When it comes to dealing with nontraditional security threats, international cooperation is vital not only to reduce the cost burden on individual nations but also to ensure that countermeasures are implemented in an effective manner. Japan and the United States are already cooperating actively in this sphere. Since the turn of the current century, the United States has become far more actively involved in addressing these threats, including natural disasters—something it basically ignored as recently as the mid-1990s.
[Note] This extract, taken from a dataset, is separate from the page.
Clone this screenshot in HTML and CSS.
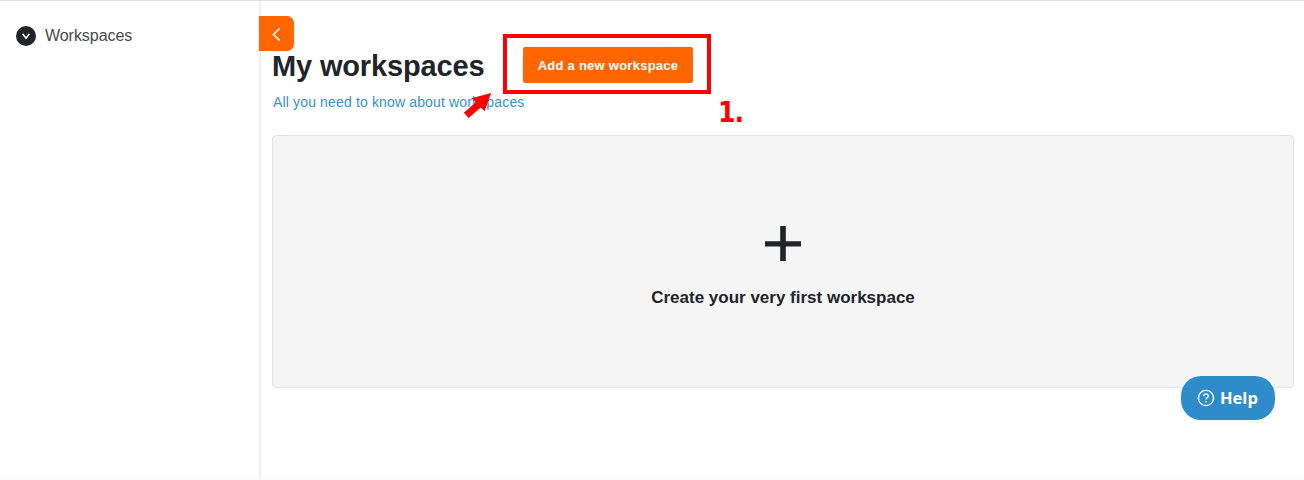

Any concrete cooperation among Japan, China, and the United States in this area—particularly in the context of actual operations, as opposed to drills—would contribute immensely to nurturing mutual trust.
I am convinced that Japan, the United States, and China need to hold repeated dialogues on the issues outlined above, even if they are initially held at the nongovernmental level.
[1] Masahiro Akiyama and Zhu Feng, eds., Nitchu anzen hosho–boei koryu no rekishi, genjo, tenbo (Past, Present, and Future of Japan-China Security Exchange), (Tokyo: Aki Shobo, 2011).
[2] http://www.mod.go.jp/j/defense/exchange/01.html
[3] Yoshinobu Yamamoto, “Kyochoteki anzen hosho no kanosei: Kisoteki na kosatsu” (The Potential of Cooperative Security: Fundamental Considerations), Kokusai Mondai 425 (August 1995): 3–10.
[4] A notable exception was the terrorist attacks of September 11, 2001. The 9/11 attacks led to the US-led invasion of Afghanistan, whose government had harbored the al-Qaeda terrorist organization.
[5] Sugio Takahashi, “Kyochoteki anzen hosho gainen no saiteigi to Ajia-Taiheiyo ‘chiiki’ no anzen hosho,” (Redefinition of Cooperative Security and Security in the Asia-Pacific “Region”), Boei Kenkyujo Kiyo (NIDS Security Studies) vol. 2, no. 2 (September 1999): 30–31.
[6] Takahashi, “Kyochoteki anzen hosho gainen no saiteigi,” 39.
[7] Yamamoto, “Kyochoteki anzen hosho no kanosei,” 4–5.
[8] Japan and Russia signed such an agreement on October 13, 1993.
[9] See Benjamin L. Self, “An Alliance for Engagement,” in Benjamin Self and Jeffrey Thompson, ed., An Alliance for Engagement: Building Cooperation in Security Relations with China (Washington, DC: Henry L. Stimson Center, 2002), 145–64.